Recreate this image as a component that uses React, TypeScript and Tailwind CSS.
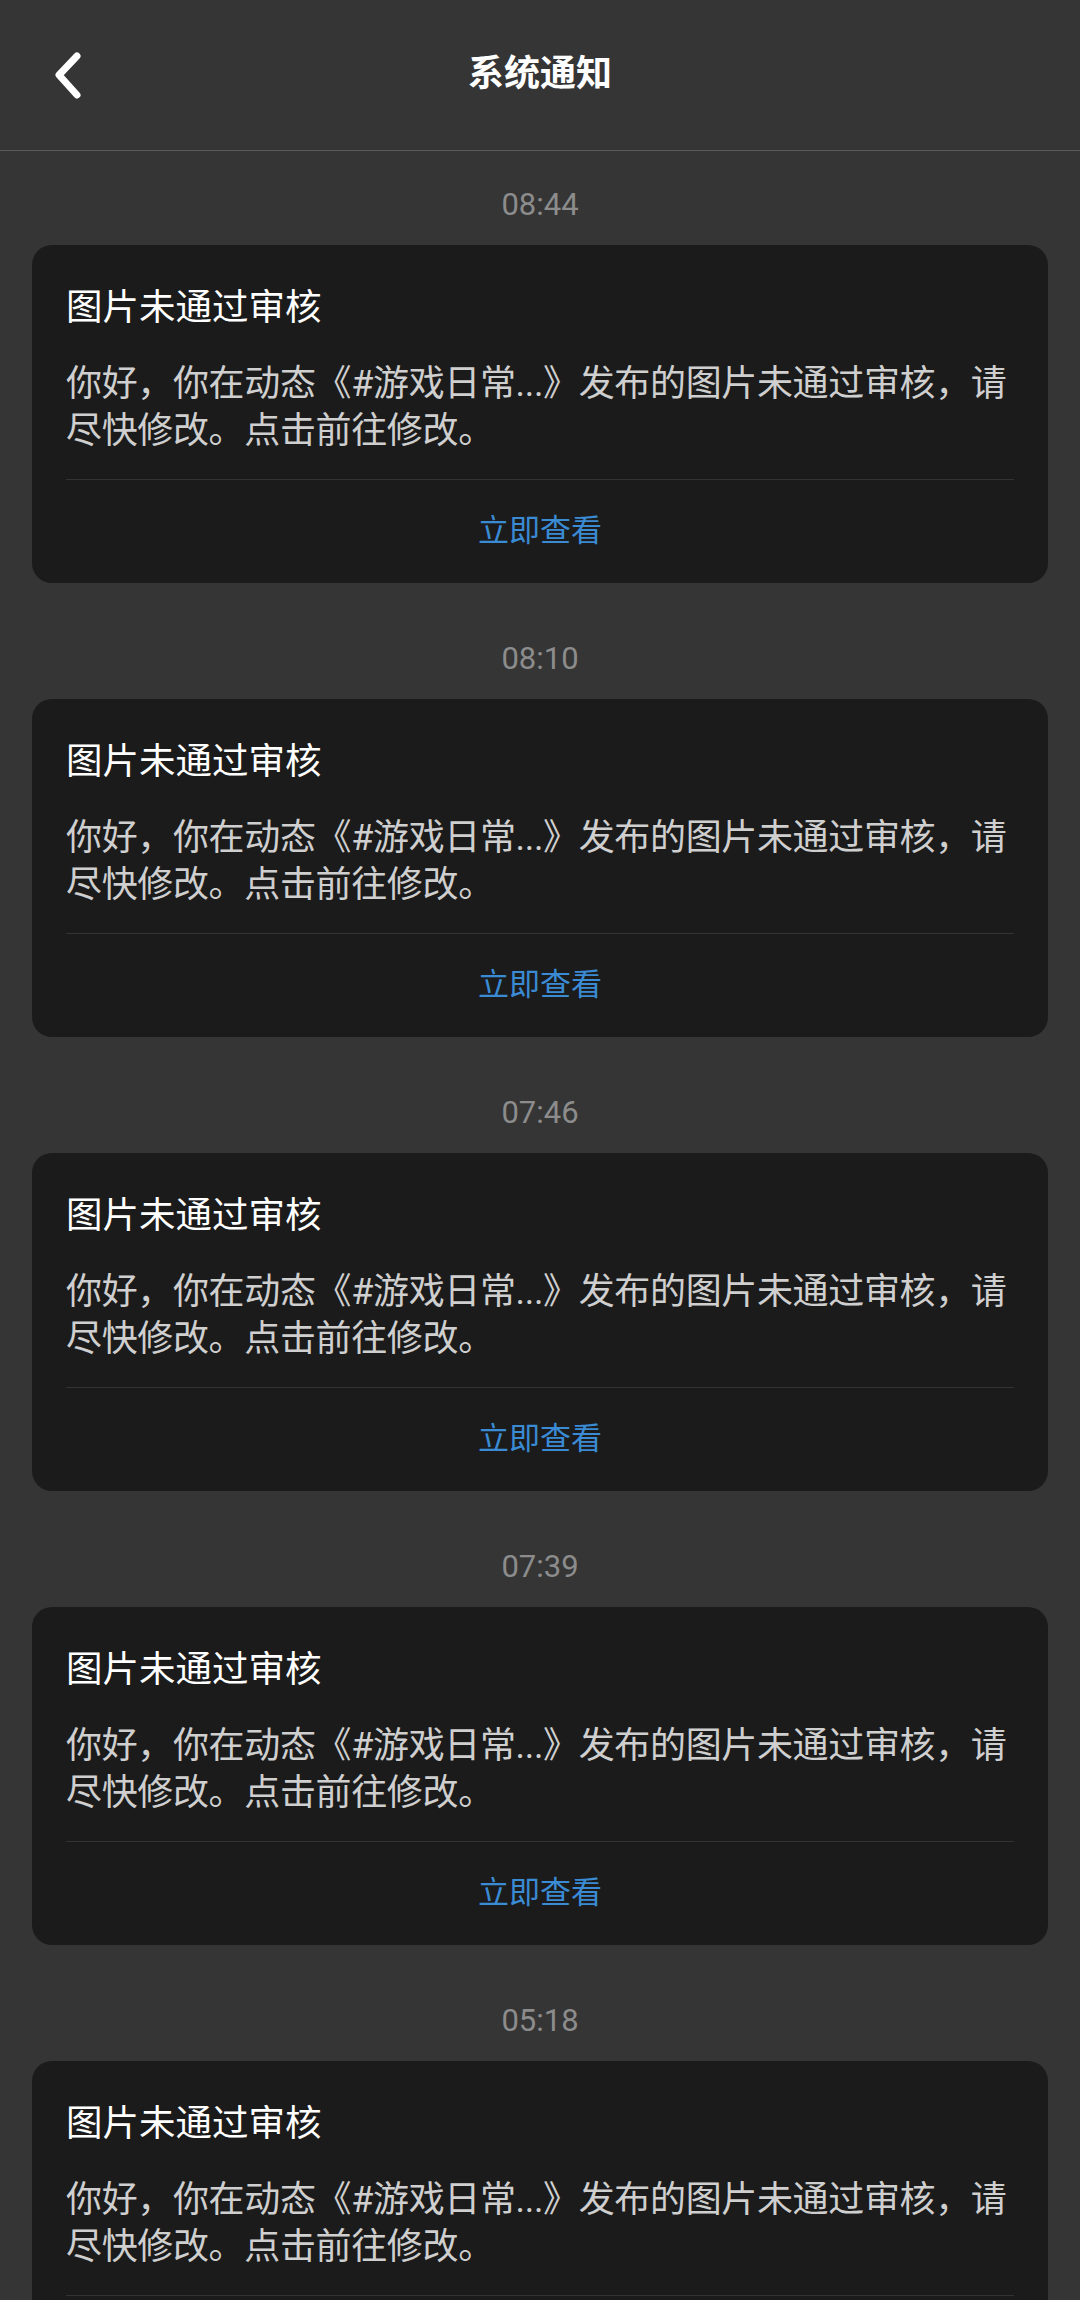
const notices = [
  { time: '08:44' },
  { time: '08:10' },
  { time: '07:46' },
  { time: '07:39' },
  { time: '05:18' },
];

const font = { fontFamily: 'Roboto, "Noto Sans CJK SC", sans-serif' };

function BackIcon() {
  return (
    <svg width="40" height="60" viewBox="0 0 40 60" fill="none">
      <path d="M29 16 L11 35 L29 55" stroke="white" strokeWidth="7" strokeLinecap="round" strokeLinejoin="round" />
    </svg>
  );
}

function NoticeCard({ time }: { time: string }) {
  return (
    <div className="flex flex-col">
      {/* time stamp */}
      <div className="text-center text-[31px] leading-[40px] text-[#8c8c8c] mb-[20px]">{time}</div>
      <div className="bg-[#1b1b1b] rounded-[20px] px-[34px] pt-[40px] h-[338px] overflow-hidden">
        <h3 className="text-[36.5px] leading-[46px] text-white font-normal">图片未通过审核</h3>
        <p className="mt-[30px] -mr-[26px] text-[36px] leading-[47px] tracking-[-0.35px] text-[#cfcfcf]">
          你好，你在动态《#游戏日常...》发布的图片未通过审核，请尽快修改。点击前往修改。
        </p>
        <div className="mt-[24px] h-px bg-[#333333]" />
        <div className="h-[102px] flex items-center justify-center text-[31px] text-[#3a8ad4]">立即查看</div>
      </div>
    </div>
  );
}

export default function App() {
  return (
    <div className="w-[1080px] h-[2300px] overflow-hidden bg-[#353535]" style={font}>
      {/* Header */}
      <div className="relative h-[151px] border-b border-[#5a5a5a] flex items-center justify-center">
        <div className="absolute left-[48px] top-[40px]">
          <BackIcon />
        </div>
        <h1 className="text-[36px] font-bold text-white -mt-[2px]">系统通知</h1>
      </div>

      <div className="flex flex-col gap-[56px] pt-[34px] px-[32px]">
        {notices.map((n) => (
          <NoticeCard key={n.time} time={n.time} />
        ))}
      </div>
    </div>
  );
}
::::::::
#### Exercise details:
The material above holds pictures; copy everything else in it exactly.

#### Result below:
Recreate this image as a component that uses React, TypeScript and Tailwind CSS.
const notices = [
  { time: '08:44' },
  { time: '08:10' },
  { time: '07:46' },
  { time: '07:39' },
  { time: '05:18' },
];

const font = { fontFamily: 'Roboto, "Noto Sans CJK SC", sans-serif' };

function BackIcon() {
  return (
    <svg width="40" height="60" viewBox="0 0 40 60" fill="none">
      <path d="M29 16 L11 35 L29 55" stroke="white" strokeWidth="7" strokeLinecap="round" strokeLinejoin="round" />
    </svg>
  );
}

function NoticeCard({ time }: { time: string }) {
  return (
    <div className="flex flex-col">
      {/* time stamp */}
      <div className="text-center text-[31px] leading-[40px] text-[#8c8c8c] mb-[20px]">{time}</div>
      <div className="bg-[#1b1b1b] rounded-[20px] px-[34px] pt-[40px] h-[338px] overflow-hidden">
        <h3 className="text-[36.5px] leading-[46px] text-white font-normal">图片未通过审核</h3>
        <p className="mt-[30px] -mr-[26px] text-[36px] leading-[47px] tracking-[-0.35px] text-[#cfcfcf]">
          你好，你在动态《#游戏日常...》发布的图片未通过审核，请尽快修改。点击前往修改。
        </p>
        <div className="mt-[24px] h-px bg-[#333333]" />
        <div className="h-[102px] flex items-center justify-center text-[31px] text-[#3a8ad4]">立即查看</div>
      </div>
    </div>
  );
}

export default function App() {
  return (
    <div className="w-[1080px] h-[2300px] overflow-hidden bg-[#353535]" style={font}>
      {/* Header */}
      <div className="relative h-[151px] border-b border-[#5a5a5a] flex items-center justify-center">
        <div className="absolute left-[48px] top-[40px]">
          <BackIcon />
        </div>
        <h1 className="text-[36px] font-bold text-white -mt-[2px]">系统通知</h1>
      </div>

      <div className="flex flex-col gap-[56px] pt-[34px] px-[32px]">
        {notices.map((n) => (
          <NoticeCard key={n.time} time={n.time} />
        ))}
      </div>
    </div>
  );
}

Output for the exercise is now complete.